I do share the general sentiment that editing state snapshots directly must be done with care: Terraform relys on this artifact heavily for its primary purpose, so we must be careful not to drop or corrupt information that Terraform relys on.

The following are some notes I’d suggest to keep in mind if you do want to attempt it:

  • Terraform expects a particular snapshot in a series (identified by the lineage and serial properties together) to be immutable after it exists. Different backends have different abilities to preserve that invariant, so you might be able to “get away with it” for some of them, but for robustness I’d suggest making sure that any software you write to manipulate snapshots always increase the serial as part of its work, so Terraform can clearly see that it’s intended as a subsequent snapshot.

  • For backends that support locking, Terraform normally holds a lock on the state while working with it, which is sufficient to avoid race conditions as long as all clients are cooperating with the locking scheme. terraform state pull followed by a later terraform state push typically doesn’t respect that locking scheme, so you’ll need to find some other way to avoid concurrent processes making decisions based on the previous snapshot while you’re working. (In many cases this can just be human process: tell your coworkers to leave the repository alone while you are working. But the details will depend on how your team typically works, of course.)

  • You can be generally okay if you only move things around at the level of whole resources in the state and keep the object describing each resource unmodified. However, there is one important exception: Terraform tracks each resource instance object’s dependencies as they were at the most recent apply, just in case you subsequently remove that object from configuration and so Terraform can’t rely on the configuration to infer that dependency information.

    Since dependencies are context-specific, you may need to do some vaguely-defined work here to keep the dependencies rational. Alternatively, you can generally get good enough results by stripping out the dependencies altogether and then using terraform apply -refresh-only after you’ve pushed up the new state, as long as your new configuration alone is enough to represent all of the necessary dependency relationships. If any destroy actions appear in terraform plan after you upload the new state then you should resolve that first.

    (The above is unfortunately not 100% sure to work, because the refresh phase itself also technically wants to take into account dependencies from the state, but it’s often okay because reads are usually side-effect-free and thus it doesn’t typically matter what order we do them when the previous state snapshot already represents a fully-converged state.)

  • Terraform’s design assumes that each remote object is only bount to one Terraform resource instance in one Terraform configuration at a time, but Terraform itself can’t verify that assumption.

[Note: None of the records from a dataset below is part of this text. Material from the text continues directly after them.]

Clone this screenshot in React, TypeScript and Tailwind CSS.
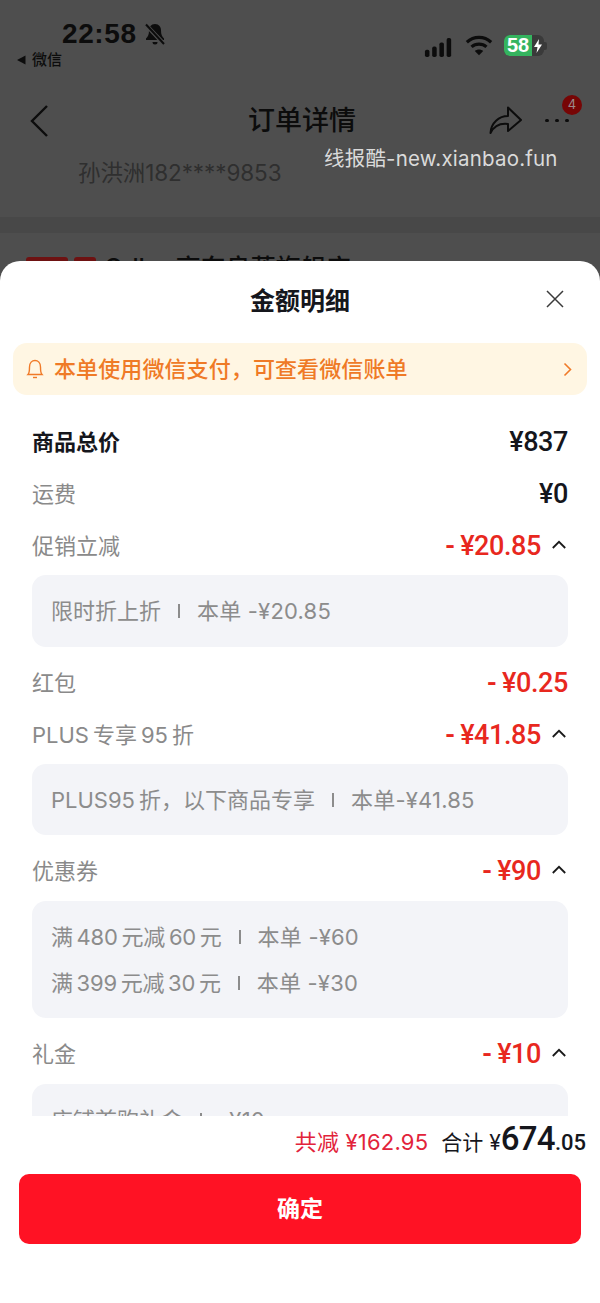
import React from "react";

const font = "font-['Inter','Noto_Sans_CJK_SC',sans-serif]";

function Chevron() {
  return (
    <svg width="14" height="9" viewBox="0 0 14 9" fill="none" stroke="#1a1a1a" strokeWidth="1.8" className="ml-[11px] mr-[2px] mb-[4px]">
      <path d="M0.800 8 L7 1.800 L13.200 8" />
    </svg>
  );
}

function Row({ label, value, strong, red, open }: { label: string; value: string; strong?: boolean; red?: boolean; open?: boolean }) {
  return (
    <div className="flex h-[52px] items-center justify-between">
      <span className={strong ? "text-[22px] font-bold text-[#15161c]" : "text-[22px] text-[#8a8a8a]"}>{label}</span>
      <span className="flex items-center">
        {red && <span className="mr-[5px] font-['Roboto',sans-serif] text-[26px] font-bold leading-[32px] text-[#e8281e]">-</span>}
        <span className={`font-['Roboto',sans-serif] text-[27px] font-medium leading-[32px] tracking-[-0.4px] ${red ? "text-[#e8281e]" : "text-[#15161c]"}`}>{value}</span>
        {open && <Chevron />}
      </span>
    </div>
  );
}

function Line({ left, right, tight }: { left: string; right: string; tight?: boolean }) {
  return (
    <div className="flex items-center gap-[17px] whitespace-pre">
      <span className={tight ? "tracking-[-0.2px]" : ""}>{left}</span>
      <span className="h-[14px] w-[2px] bg-[#8c8c8c]" />
      <span className="tracking-[0.2px]">{right}</span>
    </div>
  );
}

function Box({ children, className }: { children: React.ReactNode; className: string }) {
  return (
    <div className={`flex flex-col justify-center gap-[18px] rounded-[14px] bg-[#f3f4f8] pl-[19px] text-[22px] leading-[28px] text-[#8c8c8c] ${className}`}>
      {children}
    </div>
  );
}

export default function App() {
  return (
    <div className={`flex h-[1303px] w-[600px] flex-col overflow-hidden bg-[#4e4e4e] ${font}`}>
      <div className="relative h-[261px] shrink-0 overflow-hidden">
        <div className="flex h-[87px] justify-between pl-[16px] pr-[53px]">
          <div className="pt-[18px]">
            <div className="flex items-center pl-[46px]">
              <span className="font-['Liberation_Sans',sans-serif] text-[28px] font-bold leading-[32px] tracking-[0.6px] text-[#0c0c0c]">22:58</span>
              <svg width="24" height="25" viewBox="0 0 24 24" className="ml-[6px]" fill="#0c0c0c" stroke="none">
                <path d="M12 1.500c-4 0-6 3-6 6.500 0 4-1 6-3 8v1.500h18V16c-2-2-3-4-3-8 0-3.500-2-6.500-6-6.500z" />
                <path d="M9.500 19.500h5a2.500 2.500 0 0 1-5 0z" />
                <path d="M2.500 2 L21.500 22" stroke="#4e4e4e" strokeWidth="4" />
                <path d="M3 2 L21 21.500" stroke="#0c0c0c" strokeWidth="2" />
              </svg>
            </div>
            <div className="flex items-center">
              <svg width="10" height="10" viewBox="0 0 10 10" fill="#0c0c0c"><path d="M9.500 0.500V9.500L1 5z" /></svg>
              <span className="ml-[6px] text-[15px] font-medium leading-[20px] text-[#0c0c0c]">微信</span>
            </div>
          </div>
          <div className="flex items-start gap-[11px] pt-[35px]">
            <svg width="31" height="19" viewBox="0 0 30 21" fill="#0c0c0c" className="mt-[3px]">
              <rect x="0" y="13" width="5" height="8" rx="2" />
              <rect x="8" y="9.500" width="5" height="11.500" rx="2" />
              <rect x="16" y="5" width="5" height="16" rx="2" />
              <rect x="24" y="0" width="5" height="21" rx="2" />
            </svg>
            <svg width="28" height="21" viewBox="0 0 30 22" fill="none" stroke="#0c0c0c" strokeWidth="3.400">
              <path d="M2 7.500 C9.500 0.500 20.500 0.500 28 7.500" />
              <path d="M7 12.500 C11.500 8.500 18.500 8.500 23 12.500" />
              <path d="M15 21.500 L10.500 17 C13 14.800 17 14.800 19.500 17 Z" fill="#0c0c0c" stroke="none" />
            </svg>
            <div className="flex items-center">
              <div className="relative flex h-[21px] w-[40px] items-center overflow-hidden rounded-[6px] bg-[#3a3a3a]">
                <div className="h-full w-[28px] bg-[#35b45f]" />
                <span className="absolute left-[3px] top-0 font-['Liberation_Sans',sans-serif] text-[20px] font-bold leading-[21px] text-white">58</span>
                <svg width="10" height="14" viewBox="0 0 10 14" fill="white" className="absolute right-[1px] top-[4px]"><path d="M6 0 L1 8 H4.500 L3.500 14 L9 5.500 H5.500 Z" /></svg>
              </div>
              <div className="h-[8px] w-[3px] rounded-r-[2px] bg-[#3a3a3a]" />
            </div>
          </div>
        </div>
        <div className="relative flex h-[68px] items-center justify-center">
          <svg width="20" height="34" viewBox="0 0 20 34" fill="none" stroke="#0c0c0c" strokeWidth="2.400" className="absolute left-[29px] top-[17px]">
            <path d="M18 2 L3 17 L18 32" />
          </svg>
          <span className="ml-[4px] text-[27px] font-medium leading-[36px] text-[#0c0c0c]">订单详情</span>
          <svg width="34" height="32" viewBox="0 0 34 32" fill="none" stroke="#0c0c0c" strokeWidth="2" strokeLinejoin="round" className="absolute left-[489px] top-[18px]">
            <path d="M1.500 28 C2 18 10 11 19 11 V2.500 L32 15 L19 26 V19 C11 18 5 21 1.500 28 Z" />
          </svg>
          <div className="absolute left-[545px] top-[32px] flex gap-[6px]">
            <span className="h-[3px] w-[4px] rounded-full bg-[#0c0c0c]" />
            <span className="h-[3px] w-[4px] rounded-full bg-[#0c0c0c]" />
            <span className="h-[3px] w-[4px] rounded-full bg-[#0c0c0c]" />
          </div>
          <div className="absolute left-[562px] top-[8px] flex h-[20px] w-[20px] items-center justify-center rounded-full bg-[#770505] text-[13px] text-[#9a8a8a]">4</div>
        </div>
        <div className="pl-[78px] text-[22.5px] leading-[36px] tracking-[-0.1px] text-[#2f2f2f]">孙洪洲182****9853</div>
        <div className="mt-[26px] h-[16px] bg-[#484848]" />
        <div className="flex items-center gap-[6px] pl-[26px] pt-[19px]">
          <span className="h-[22px] w-[42px] rounded-[3px] bg-[#6e1212]" />
          <span className="h-[22px] w-[22px] rounded-[3px] bg-[#6e1212]" />
          <span className="ml-[2px] text-[25px] font-medium leading-[32px] text-[#0c0c0c]">Odbo 高东良莲旗舰店</span>
        </div>
        <div className="absolute left-[324px] top-[145px] text-[20.5px] leading-[28px] tracking-[0.2px] text-[#dadada]">线报酷-new.xianbao.fun</div>
      </div>

      <div className="flex min-h-0 flex-1 flex-col rounded-t-[20px] bg-white">
        <div className="relative flex h-[82px] shrink-0 items-center justify-center">
          <span className="text-[25px] font-bold text-[#15161c]">金额明细</span>
          <svg width="18" height="18" viewBox="0 0 18 18" stroke="#3a3a3a" strokeWidth="1.500" className="absolute left-[546px] top-[29px]">
            <path d="M1 1 L17 17 M17 1 L1 17" />
          </svg>
        </div>
        <div className="mx-[13px] flex h-[52px] shrink-0 items-center rounded-[14px] bg-[#fff6e3] pl-[13px] pr-[15px]">
          <svg width="18" height="20" viewBox="0 0 18 20" fill="none" stroke="#f07a28" strokeWidth="1.400">
            <path d="M2 15.500 C3.500 14 3.500 11 3.500 8 C3.500 4 6 1.500 9 1.500 C12 1.500 14.500 4 14.500 8 C14.500 11 14.500 14 16 15.500 Z" />
            <path d="M7 18.500 H11" />
          </svg>
          <span className="ml-[10px] flex-1 text-[22px] font-medium tracking-[0.1px] text-[#ef7a26]">本单使用微信支付，可查看微信账单</span>
          <svg width="9" height="15" viewBox="0 0 9 15" fill="none" stroke="#f07a28" strokeWidth="1.600">
            <path d="M1.500 1.500 L7.500 7.500 L1.500 13.500" />
          </svg>
        </div>
        <div className="mt-[21px] h-[700px] shrink-0 overflow-hidden px-[32px]">
          <Row label="商品总价" value="¥837" strong />
          <Row label="运费" value="¥0" />
          <Row label="促销立减" value="¥20.85" red open />
          <Box className="mt-[3px] h-[72px]"><Line left="限时折上折" right="本单 -¥20.85" /></Box>
          <div className="h-[10px]" />
          <Row label="红包" value="¥0.25" red />
          <Row label={"PLUS\u2009专享\u200995\u2009折"} value="¥41.85" red open />
          <Box className="mt-[3px] h-[71px]"><Line left={"PLUS95\u2009折，以下商品专享"} right="本单-¥41.85" /></Box>
          <div className="h-[10px]" />
          <Row label="优惠券" value="¥90" red open />
          <Box className="mt-[4px] h-[117px]">
            <Line tight left={"满\u2009480\u2009元减\u200960\u2009元"} right="本单 -¥60" />
            <Line tight left={"满\u2009399\u2009元减\u200930\u2009元"} right="本单 -¥30" />
          </Box>
          <div className="h-[10px]" />
          <Row label="礼金" value="¥10" red open />
          <Box className="mt-[4px] h-[72px]"><Line left="店铺首购礼金" right="-¥10" /></Box>
        </div>
        <div className="flex h-[52px] shrink-0 items-baseline justify-end pr-[14px]">
          <span className="text-[22px] tracking-[0.2px] text-[#e2233a]">共减 ¥162.95</span>
          <span className="ml-[13px] text-[21px] text-[#15161c]">合计 ¥</span>
          <span className="font-['Roboto',sans-serif] text-[33px] font-medium leading-[46px] tracking-[-0.7px] text-[#15161c]">674</span>
          <span className="font-['Roboto',sans-serif] text-[22px] font-medium text-[#15161c]">.05</span>
        </div>
        <div className="h-[6px] shrink-0" />
        <button className="mx-[19px] flex h-[70px] shrink-0 items-center justify-center rounded-[10px] bg-[#ff1224] text-[23px] font-bold text-white">确定</button>
      </div>
    </div>
  );
}
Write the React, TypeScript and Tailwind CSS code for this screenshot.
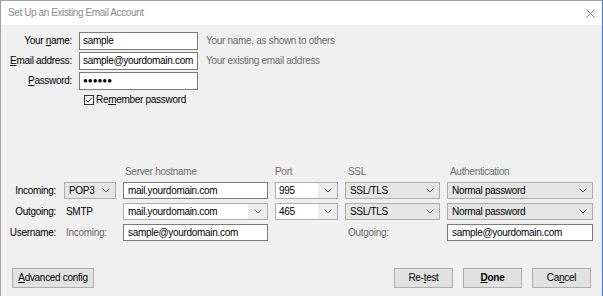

    This means that you will generally need to make sure that when you are done there aren’t any existing objects which you’ve copied into more than one of your new state snapshots. If you don’t ensure this, it’ll probably look like it’s working just fine at first but then the first time you change one of the multiple configurations you’ll see the other ones fight to restore the object to its original settings. (In principle you could try to change them all in lockstep, but that’s a big mess and not something I’d generally recommend. Even if so, you’ll see the “Note: Objects changed outside of Terraform” message as Terraform’s best attempt to alert you that this might be happening.

  • Whatever else you do, I suggest making sure you have a backup of the last-known-good state snapshot that Terraform itself created, so that you can back out and return to a working state if you find yourself in a corner you don’t know how to iterate out of. Then you can regroup and have another attempt at a later time.

The main thing to note here is that while state is important, there’s also nothing magical about it. As long as you preserve Terraform’s expectations about the structure and semantics (and I tried to cover the main cases in the list above) and let Terraform have an opportunity to possibly make some corrections before you do anything drastic like destroying objects, this can be a viable strategy for a one-off refactoring job like this, where you can hopefully control for any particular quirks about your specific target environment. (A general, repeatable process would be harder, of course, and hence why Terraform itself doesn’t have any built-in features for this yet.)

Thanks very much for the detailed reply!

I think I actually see an easier way to do specifically what I’m doing right now. I can terraform state pull the state file for the source module and terraform state push it as an exact copy to every new dest module. Then I can use terraform state rm to trim out the things that shouldn’t exist in the state file(s), instead of trying to copy over the things that should exist. The existing suite of terraform state commands should be sufficient for that and this approach in general seems a lot safer.

Indeed, if none of your resource instances will have changed addresses (different module paths, different resource names, different instance keys) in the new split structure then that does seem like a fine compromise, as long as you take care to ensure that all of the new states end up disjoint from one another, having no resource instances in common.